Nunca voy a comprender porqué después de haber tenido una de las mejores citas con el hombre que desearía que se convirtiera en el amor de mi vida, de pronto todo se torna sombrío, y él ahora me ignora y desaparece del mapa. En unas cuantas horas, mis sentimientos parecen una rueda de la fortuna y paso de ser la mujer más feliz, a mirarme en el espejo y notar todos mis defectos.
Mi autoestima esta por los suelos, pienso en todo lo negativo que hay en mi y encuentro mil razones del porqué nunca le voy a gustar. Al siguiente día tomo fuerza y espero desesperada a que me envíe un mensaje, una llamada, algo que me haga sentir deseada y entender que solo fue mi miedo, pero no, el tiempo pasa y no hay ni una señal de vida.
¿Qué hice mal? Fácil, yo también actué con indiferencia, no di muestras claras de que sintiera algo por él. Iniciamos una contienda por ver quién es el más fuerte dentro de este juego del amor. Por supuesto, si él no me llama, yo tampoco lo voy a hacer. ¿Qué caso tiene? Pronto se dará cuenta de que me gusta demasiado, mis sentimientos estarán servidos en bandeja de plata para que los destruya y me deje con el corazón roto.
Pero esto es un error, porque mientras más lo niegue, más me va a gustar, y entonces su indiferencia me va a doler más de lo que imaginaba. El hecho es que debí ser menos fría, tomar en cuenta que tal vez le gusto o tal vez no, pero que debo decir lo que siento porque no merezco vivir en la incertidumbre de saber si le intereso a alguien o no, porque entonces el juego se prolonga más de lo deseado.

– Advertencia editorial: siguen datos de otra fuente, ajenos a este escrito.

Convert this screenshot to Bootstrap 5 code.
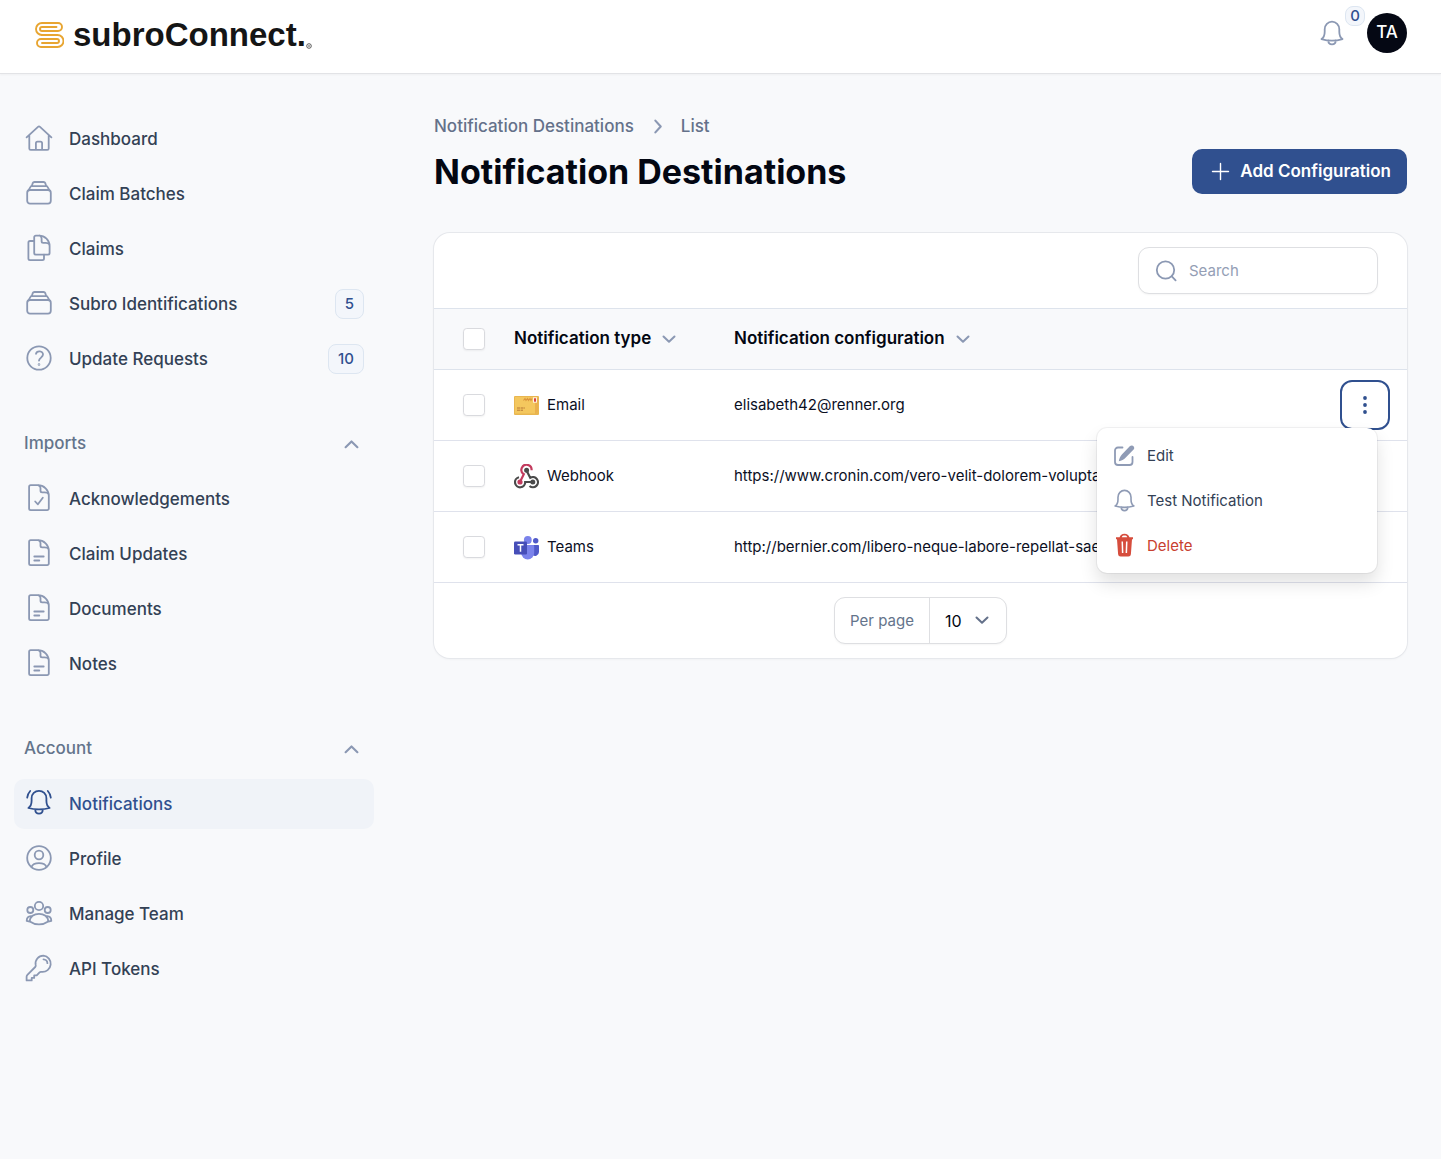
<!DOCTYPE html>
<html lang="en">
<head>
<meta charset="utf-8">
<meta name="viewport" content="width=device-width, initial-scale=1">
<title>Notification Destinations - subroConnect</title>
<link href="https://cdn.jsdelivr.net/npm/bootstrap@5.3.0/dist/css/bootstrap.min.css" rel="stylesheet">
<style>
:root{--ink:#030712;--slate:#334155;--muted:#64748b;--icon:#8b98b3;--line:#dde3ec;--brand:#30508f}
body{font-family:Inter,"Liberation Sans",sans-serif;font-size:15px;line-height:24px;color:#0b0f1f;background:#f8f9fb;min-height:100vh}
svg{flex:none;display:block}
.stroke-icon{fill:none;stroke:currentColor;stroke-width:1.8;stroke-linecap:round;stroke-linejoin:round}
.chev-icon{stroke-width:2}
.topbar{height:74px;padding:13px 34px 0;border-bottom:1px solid #e2e3e6;box-shadow:0 1px 2px rgba(0,0,0,.04)}
.brand-name{font-family:"Liberation Sans",sans-serif;font-size:33px;line-height:40px;font-weight:700;color:#151515}
.brand-link{gap:9px;padding-top:2px}
.bell-btn{color:var(--icon);width:39px;height:40px}
.count-pill{border:1px solid #dde6f1;background:#f3f6fb;color:var(--brand);font-weight:500;border-radius:8px}
.bell-count{font-size:15px;line-height:18px;width:20px;top:-7px;right:-6px;text-align:center}
.avatar{width:40px;height:40px;background:#050814;font-size:17px;font-weight:500}
.side{width:400px;padding:40px 26px 40px 14px;flex:none}
.side-list{display:flex;flex-direction:column;gap:5px}
.side-link{height:50px;padding:0 10px;gap:15px;border-radius:10px;color:var(--slate);font-size:17px;font-weight:500}
.side-link svg{color:var(--icon)}
.side-link.active,.side-link.active svg{color:var(--brand)}
.side-link.active{background:#f0f3f8}
.side-count{font-size:15px;line-height:28px;padding:0 9px}
.side-group{margin-top:35px}
.side-toggle{height:50px;margin-bottom:5px;padding:0 15px 0 10px;font-size:17px;font-weight:500;color:var(--muted)}
.side-toggle svg,.sort-btn svg{color:var(--icon)}
.page-main{padding:40px 34px;min-width:0}
.crumbs{gap:16px;font-size:17px;line-height:25px;font-weight:500;color:#64718a}
.crumbs svg{color:var(--icon)}
.page-title{font-size:34px;line-height:45px;font-weight:700;margin:10px 0 0;color:var(--ink)}
.add-btn{background:var(--brand);color:#fff;height:45px;padding:0 15px;gap:7px;border-radius:10px;font-size:17px;font-weight:600}
.add-btn:hover{background:#284682;color:#fff}
.panel{margin-top:39px;background:#fff;border-radius:16px;box-shadow:0 0 0 1px #e6e8ec,0 1px 3px rgba(0,0,0,.06)}
.panel-bar{padding:14px 29px}
.field-box{height:47px;border:1px solid #dedfe2;border-radius:11px;background:#fff;box-shadow:0 1px 2px rgba(0,0,0,.04)}
.search-box{width:240px;padding:0 14px;gap:10px;color:var(--icon)}
.search-box input{font-size:15px;color:var(--ink)}
.search-box input::placeholder{color:#949eb5}
.dest-table{--bs-table-bg:transparent;--bs-table-color:#0b0f1f;border-top:1px solid var(--line);table-layout:fixed}
.dest-table th,.dest-table td{padding:0 15px;height:71px;border-bottom:1px solid #dfe2ec;vertical-align:middle;white-space:nowrap}
.dest-table thead th{height:61px;background:#f8f9fb;border-bottom-color:var(--line)}
.dest-table .pick-cell{width:65px;padding:0 0 0 29px}
.type-cell{width:220px}
.dest-table .act-cell{width:80px;padding:0 17px 0 0}
.pick-cell input{display:block;width:22px;height:22px;margin:0;border:1px solid #d9dade;border-radius:6px;box-shadow:0 1px 2px rgba(0,0,0,.05)}
.sort-btn{font-size:17px;font-weight:600;color:var(--ink);gap:7px}
.act-btn{width:50px;height:50px;border:2px solid var(--brand);border-radius:12px;color:var(--brand)}
.act-menu{top:48px;right:13px;left:auto;width:280px;padding:5px;border:0;border-radius:10px;box-shadow:0 0 0 1px rgba(3,7,18,.05),0 10px 18px rgba(0,0,0,.12);z-index:5}
.act-menu .dropdown-item{height:45px;padding:0 10px;gap:10px;border-radius:8px;color:var(--slate);font-size:15px}
.act-menu .dropdown-item svg{color:#8f9bb5}
.act-menu .danger-item{color:#c8402f}
.act-menu .danger-item svg{color:#d64d3d}
.per-label{padding:0 15px;line-height:45px;color:var(--muted);border-right:1px solid #dedfe2}
.per-select{appearance:none;border:0;background:none;height:45px;width:76px;padding:0 15px;font-size:16px;color:var(--ink)}
.per-chev{right:17px;top:15px;color:#64718a;pointer-events:none}
</style>
</head>
<body class="d-flex flex-column">
<svg width="0" height="0" class="position-absolute" aria-hidden="true">
<symbol id="i-home" viewBox="0 0 30 30"><path d="M2.600 13.400 14 2.800a1.500 1.500 0 0 1 2 0l11.400 10.600M5.300 11v13.400a1.400 1.400 0 0 0 1.400 1.400h16.600a1.400 1.400 0 0 0 1.400-1.400V11M11.900 25.500v-6.200a1.600 1.600 0 0 1 1.600-1.600h3a1.600 1.600 0 0 1 1.600 1.600v6.200"/></symbol>
<symbol id="i-stack" viewBox="0 0 30 30"><rect x="3.200" y="11" width="23.600" height="13.600" rx="2.800"/><path d="M4.400 11.400 7 7.100h16l2.600 4.300M7.800 7l.9-2.800A1.900 1.900 0 0 1 10.500 3h9a1.900 1.900 0 0 1 1.800 1.200l.9 2.800"/></symbol>
<symbol id="i-copy" viewBox="0 0 30 30"><path d="M10.200 7H6a1.600 1.600 0 0 0-1.600 1.600v16A1.600 1.600 0 0 0 6 26.200h12.400a1.600 1.600 0 0 0 1.600-1.600v-4"/><path d="M11.800 1.600h3.400c5.600 0 10.400 4.600 10.400 10.300v7.200a1.600 1.600 0 0 1-1.600 1.600H11.800a1.600 1.600 0 0 1-1.600-1.600V3.200a1.600 1.600 0 0 1 1.600-1.600zM15.600 1.700c1.500.5 2 1.400 2 2.900v2.600a1.600 1.600 0 0 0 1.600 1.600h2.600c1.700 0 2.800.6 3.400 1.500"/></symbol>
<symbol id="i-help" viewBox="0 0 30 30"><circle cx="15" cy="14" r="11.700"/><path d="M12 9.800c.8-3.600 7.400-3.200 7 .9-.3 2.800-3.700 3-4 6"/><circle cx="15" cy="20.500" r=".4"/></symbol>
<symbol id="i-doc" viewBox="0 0 30 30"><path d="M6.700 1.200h7.100c6.200 0 11 4.700 11 10.500v12.800a1.600 1.600 0 0 1-1.600 1.600H6.700a1.600 1.600 0 0 1-1.600-1.600V2.800a1.600 1.600 0 0 1 1.600-1.600zM14.500 1.300c1.400.5 2 1.300 2 2.700v2.800a1.600 1.600 0 0 0 1.600 1.600h2.500c1.900 0 3.400.6 4 1.700"/></symbol>
<symbol id="i-bell" viewBox="0 0 24 26"><path d="M1.500 19.100c2.600-1.600 3.200-4.300 3.200-7.300V9.300a7.300 7.600 0 0 1 14.600 0v2.500c0 3 .6 5.700 3.200 7.300-6 1.800-15 1.800-21 0zM8.300 20.400c0 5.200 7.400 5.200 7.400 0"/></symbol>
<symbol id="i-up" viewBox="0 0 14 14"><path d="m1.500 9.500 5.500-5.300 5.500 5.300"/></symbol>
<symbol id="i-down" viewBox="0 0 14 14"><path d="m1.500 4.500 5.500 5.300 5.500-5.300"/></symbol>
</svg>

<header class="topbar bg-white d-flex align-items-start justify-content-between">
  <a href="#" class="brand-link d-flex align-items-center text-decoration-none" aria-label="subroConnect">
    <svg width="30" height="28" viewBox="0 0 30 28" fill="none" stroke="#e8a531" stroke-width="1.900" stroke-linecap="round"><path d="M22.500 6H8a2 2 0 0 0 0 4h16a4 4 0 0 0 0-8H8a6 6 0 0 0 0 12h14.500a2 2 0 0 1 0 0"/><path d="M8 14h15.500a6 6 0 0 1 0 12H7a4 4 0 0 1 0-8h16a2 2 0 0 1 0 4H8"/></svg>
    <span class="d-flex align-items-end"><span class="brand-name">subroConnect.</span>
    <svg width="6" height="14" viewBox="0 0 6 14" fill="none" stroke="#333" stroke-width=".8"><circle cx="3" cy="5" r="2.300"/><path d="M2 5h2"/></svg></span>
  </a>
  <div class="d-flex align-items-center">
    <button type="button" class="btn p-0 border-0 bell-btn position-relative d-flex align-items-center" aria-label="Notifications">
      <svg class="stroke-icon" width="24" height="26" viewBox="0 0 24 26"><use href="#i-bell"/></svg>
      <span class="count-pill bell-count position-absolute">0</span>
    </button>
    <button type="button" class="avatar btn p-0 border-0 rounded-circle text-white ms-2">TA</button>
  </div>
</header>

<div class="d-flex flex-grow-1">
  <nav class="side" aria-label="Main">
    <div class="side-list">
      <a href="#" class="side-link d-flex align-items-center text-decoration-none"><svg class="stroke-icon" width="30" height="30"><use href="#i-home"/></svg>Dashboard</a>
      <a href="#" class="side-link d-flex align-items-center text-decoration-none"><svg class="stroke-icon" width="30" height="30"><use href="#i-stack"/></svg>Claim Batches</a>
      <a href="#" class="side-link d-flex align-items-center text-decoration-none"><svg class="stroke-icon" width="30" height="30"><use href="#i-copy"/></svg>Claims</a>
      <a href="#" class="side-link d-flex align-items-center text-decoration-none"><svg class="stroke-icon" width="30" height="30"><use href="#i-stack"/></svg>Subro Identifications<span class="count-pill side-count ms-auto">5</span></a>
      <a href="#" class="side-link d-flex align-items-center text-decoration-none"><svg class="stroke-icon" width="30" height="30"><use href="#i-help"/></svg>Update Requests<span class="count-pill side-count ms-auto">10</span></a>
    </div>
    <div class="side-group">
      <button type="button" class="side-toggle btn border-0 w-100 d-flex align-items-center justify-content-between">Imports<svg class="stroke-icon chev-icon" width="15" height="15"><use href="#i-up"/></svg></button>
      <div class="side-list">
        <a href="#" class="side-link d-flex align-items-center text-decoration-none"><svg class="stroke-icon" width="30" height="30" viewBox="0 0 30 30"><use href="#i-doc"/><path d="m11.200 17.500 2.700 2.800 4.900-6.500"/></svg>Acknowledgements</a>
        <a href="#" class="side-link d-flex align-items-center text-decoration-none"><svg class="stroke-icon" width="30" height="30" viewBox="0 0 30 30"><use href="#i-doc"/><path d="M10.300 17.500h9.400M10.300 21.500h5"/></svg>Claim Updates</a>
        <a href="#" class="side-link d-flex align-items-center text-decoration-none"><svg class="stroke-icon" width="30" height="30" viewBox="0 0 30 30"><use href="#i-doc"/><path d="M10.300 17.500h9.400M10.300 21.500h5"/></svg>Documents</a>
        <a href="#" class="side-link d-flex align-items-center text-decoration-none"><svg class="stroke-icon" width="30" height="30" viewBox="0 0 30 30"><use href="#i-doc"/><path d="M10.300 17.500h9.400M10.300 21.500h5"/></svg>Notes</a>
      </div>
    </div>
    <div class="side-group">
      <button type="button" class="side-toggle btn border-0 w-100 d-flex align-items-center justify-content-between">Account<svg class="stroke-icon chev-icon" width="15" height="15"><use href="#i-up"/></svg></button>
      <div class="side-list">
        <a href="#" class="side-link active d-flex align-items-center text-decoration-none" aria-current="page"><svg class="stroke-icon" width="30" height="30" viewBox="0 0 30 30"><path d="M4.400 19c2.500-1.600 3.200-4.200 3.200-7.200V9.200a7.400 7.400 0 0 1 14.800 0v2.600c0 3 .7 5.600 3.200 7.200-6 1.900-15.200 1.900-21.200 0zM11.200 20.500c.2 5.500 7.400 5.500 7.600 0M3.200 8.600c.2-2.700 1.300-4.700 3-6.600M26.800 8.600c-.2-2.700-1.300-4.700-3-6.600"/></svg>Notifications</a>
        <a href="#" class="side-link d-flex align-items-center text-decoration-none"><svg class="stroke-icon" width="30" height="30" viewBox="0 0 30 30"><circle cx="15" cy="14" r="11.800"/><circle cx="15" cy="11" r="4.300"/><path d="M7.500 22.800c2-5 13-5 15 0"/></svg>Profile</a>
        <a href="#" class="side-link d-flex align-items-center text-decoration-none"><svg class="stroke-icon" width="30" height="30" viewBox="0 0 30 30"><circle cx="15" cy="7" r="4.200"/><circle cx="6.300" cy="11" r="3"/><circle cx="23.700" cy="11" r="3"/><path d="M5.800 22.500C5.800 17.500 10 14.800 15 14.800s9.200 2.700 9.200 7.700c-5.500 3.900-12.900 3.900-18.400 0zM7.200 17.200c-3.100-.2-4.500 1.800-4.500 4.700l3 .8M22.800 17.200c3.100-.2 4.500 1.800 4.500 4.700l-3 .8"/></svg>Manage Team</a>
        <a href="#" class="side-link d-flex align-items-center text-decoration-none"><svg class="stroke-icon" width="30" height="30" viewBox="0 0 30 30"><path d="M19.400 1.600a7.800 7.800 0 0 0-7.700 9.400c.2.800 0 1.500-.5 2L3.400 20.800a2.600 2.600 0 0 0-.8 1.900v3.700h5.100v-2.500h2.500v-2.500h2.500l2.900-3c.5-.5 1.300-.7 2-.5a7.800 7.800 0 1 0 1.800-16.300zM19.500 5.300a4 4 0 0 1 3.900 3.900"/></svg>API Tokens</a>
      </div>
    </div>
  </nav>

  <main class="page-main flex-grow-1">
    <div class="d-flex align-items-end justify-content-between">
      <div>
        <nav class="crumbs d-flex align-items-center" aria-label="Breadcrumb"><a href="#" class="text-reset text-decoration-none">Notification Destinations</a><svg class="stroke-icon chev-icon" width="15" height="15" viewBox="0 0 14 14"><path d="m5 1.500 5 5.500-5 5.500"/></svg><a href="#" class="text-reset text-decoration-none">List</a></nav>
        <h1 class="page-title">Notification Destinations</h1>
      </div>
      <button type="button" class="add-btn btn d-flex align-items-center"><svg width="25" height="25" viewBox="0 0 25 25" stroke="#fff" stroke-width="1.400" stroke-linecap="round"><path d="M12.500 4.500v16M4.500 12.500h16"/></svg>Add Configuration</button>
    </div>

    <section class="panel">
      <div class="panel-bar d-flex justify-content-end">
        <label class="field-box search-box d-flex align-items-center">
          <svg class="stroke-icon" width="26" height="26" viewBox="0 0 26 26"><circle cx="12.500" cy="12" r="8.700"/><path d="m18.800 18.300 3.800 4"/></svg>
          <input type="search" class="border-0 bg-transparent p-0 w-100" placeholder="Search" aria-label="Search">
        </label>
      </div>
      <table class="table dest-table mb-0">
        <thead><tr>
          <th class="pick-cell"><input type="checkbox" class="form-check-input" aria-label="Select all"></th>
          <th class="type-cell"><button type="button" class="sort-btn btn border-0 p-0 d-flex align-items-center">Notification type<svg class="stroke-icon chev-icon mx-1" width="14" height="14"><use href="#i-down"/></svg></button></th>
          <th><button type="button" class="sort-btn btn border-0 p-0 d-flex align-items-center">Notification configuration<svg class="stroke-icon chev-icon mx-1" width="14" height="14"><use href="#i-down"/></svg></button></th>
          <th class="act-cell"></th>
        </tr></thead>
        <tbody>
          <tr>
            <td class="pick-cell"><input type="checkbox" class="form-check-input" aria-label="Select Email"></td>
            <td class="type-cell"><span class="d-flex align-items-center gap-2"><svg width="25" height="25" viewBox="0 0 25 25"><rect y="3" width="25" height="19" rx="1" fill="#e9b650"/><path d="M1 4h23l-3 16.500H1z" fill="#f4c75e"/><path d="M24 4v14l-3 3V8z" fill="#eab04c"/><path d="M9.500 7.500 11 5.500l1 2 1.500-2 1 2 1.500-2 1 2 1-2" fill="none" stroke="#dc963e" stroke-width="1.100"/><rect x="19" y="4.300" width="4" height="5.400" fill="#fff1e0"/><rect x="20" y="5.300" width="2" height="3.400" fill="#d8433f"/><path d="M3 15h8M3 17.200h6" stroke="#b77735" stroke-width="1" stroke-dasharray="3 .6"/></svg>Email</span></td>
            <td>elisabeth42@renner.org</td>
            <td class="act-cell"><div class="dropdown d-flex justify-content-end">
              <button type="button" class="act-btn btn p-0 d-flex align-items-center justify-content-center" aria-label="Actions" aria-expanded="true"><svg width="6" height="20" viewBox="0 0 6 20" fill="currentColor"><circle cx="3" cy="3" r="1.900"/><circle cx="3" cy="10" r="1.900"/><circle cx="3" cy="17" r="1.900"/></svg></button>
              <div class="dropdown-menu act-menu show">
                <a href="#" class="dropdown-item d-flex align-items-center"><svg width="25" height="25" viewBox="0 0 25 25" fill="none" stroke="currentColor" stroke-width="1.800"><path d="M10.500 4.500H6A3 3 0 0 0 3 7.500V19a3 3 0 0 0 3 3h11.500a3 3 0 0 0 3-3v-5" stroke-linecap="round"/><path d="M6.800 18.300c.4-2.400 1.200-5 3.300-7.100L18 3.100c2.200-2.100 5.700 1 3.600 3.400l-7.800 8c-2.100 2.100-4.200 3.400-7 3.800z" fill="currentColor" stroke="none"/></svg>Edit</a>
                <a href="#" class="dropdown-item d-flex align-items-center"><svg class="stroke-icon" width="25" height="25" viewBox="-2 -1 28 28"><use href="#i-bell" width="24" height="26"/></svg>Test Notification</a>
                <a href="#" class="dropdown-item danger-item d-flex align-items-center"><svg width="25" height="25" viewBox="0 0 25 25" fill="currentColor"><path fill-rule="evenodd" d="M4 4.200h3.600C8.300 2 9.800.8 12.500.8s4.200 1.200 4.900 3.400H21v2h-1l-1.100 15a2.500 2.500 0 0 1-2.500 2.300H8.600a2.500 2.500 0 0 1-2.500-2.300L5 6.200H4zm5.800 0h5.400c-.5-1.200-1.300-1.600-2.700-1.600s-2.200.4-2.700 1.600zM9.500 8.500l.4 11.500h1.500L11 8.500zM14 8.500 13.600 20h1.500l.4-11.500z"/></svg>Delete</a>
              </div>
            </div></td>
          </tr>
          <tr>
            <td class="pick-cell"><input type="checkbox" class="form-check-input" aria-label="Select Webhook"></td>
            <td class="type-cell"><span class="d-flex align-items-center gap-2"><svg width="25" height="25" viewBox="0 0 25 25" fill="none" stroke-width="2.200"><path d="M17.600 6.200A5.100 5.100 0 1 0 9.800 10.200L6.200 17.500" stroke="#c33b5e"/><circle cx="6" cy="18" r="1.500" fill="#c33b5e" stroke="#c33b5e"/><path d="M5 13.200A5.100 5.100 0 1 0 11.200 18H18M12.500 6.500l3.700 7.300A5.100 5.100 0 1 1 15.500 22" stroke="#4a4a4a"/><circle cx="12.600" cy="6.300" r="1.400" fill="#4a4a4a" stroke="#4a4a4a"/><circle cx="18.800" cy="18" r="1.400" fill="#4a4a4a" stroke="#4a4a4a"/></svg>Webhook</span></td>
            <td>https://www.cronin.com/vero-velit-dolorem-voluptas</td>
            <td class="act-cell"></td>
          </tr>
          <tr>
            <td class="pick-cell"><input type="checkbox" class="form-check-input" aria-label="Select Teams"></td>
            <td class="type-cell"><span class="d-flex align-items-center gap-2"><svg width="25" height="25" viewBox="0 0 25 25"><circle cx="21.700" cy="5.800" r="2.700" fill="#5059c9"/><path d="M18 10h6.200a.8.800 0 0 1 .8.800v6.200a4 4 0 0 1-7 2.600z" fill="#5059c9"/><circle cx="13.800" cy="5" r="3.900" fill="#7b83eb"/><path d="M8 10h11.200a1 1 0 0 1 1 1v7a6.500 6.500 0 0 1-13 0v-7z" fill="#7b83eb"/><rect y="6.500" width="13" height="13" rx="1.200" fill="#464eb8"/><path d="M3.500 9.800h6M6.500 9.800v7" stroke="#fff" stroke-width="1.500"/></svg>Teams</span></td>
            <td>http://bernier.com/libero-neque-labore-repellat-saepe</td>
            <td class="act-cell"></td>
          </tr>
        </tbody>
      </table>
      <div class="panel-bar d-flex justify-content-center">
        <div class="field-box d-flex">
          <label for="perPage" class="per-label">Per page</label>
          <div class="position-relative"><select id="perPage" class="per-select"><option>10</option><option>25</option><option>50</option></select><svg class="stroke-icon chev-icon per-chev position-absolute" width="14" height="14"><use href="#i-down"/></svg></div>
        </div>
      </div>
    </section>
  </main>
</div>
<script src="https://cdn.jsdelivr.net/npm/bootstrap@5.3.0/dist/js/bootstrap.bundle.min.js"></script>
</body>
</html>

Con lo fácil que sería hacer a un lado el orgullo y ser yo quien diga cuánto me ha gustado estar a su lado, ser yo la que envíe ese mensaje, no dejar que surjan malos entendidos y simplemente ser honesta con lo que deseo; pero no, algo me detiene, estoy dentro de un estira y afloja porque no quiero perder. ¿ Y qué gano? Al final tal vez él se aleje de mi lado por no haber expresado mis sentimientos de manera adecuada.
No es sencillo: se forma un nudo en la garganta, los nervios me ganan y no sé cómo decir lo que siento. Me detengo por un momento a analizar hasta donde puede llegar el daño, y sin embargo, qué simple sería si todos tuviéramos el valor de decir lo que realmente deseamos. No detenernos por miedo al rechazo, sino hacer las cosas con precaución con la certeza de que aunque no pase lo que deseamos, por lo menos hicimos el intento. Tal vez saldríamos menos dañados de esa forma, en lugar de tratar de esconder nuestros sentimientos, esa actitud duele más. Después de todo, como dicen por ahí, una cicatriz es solo prueba de que estamos vivos.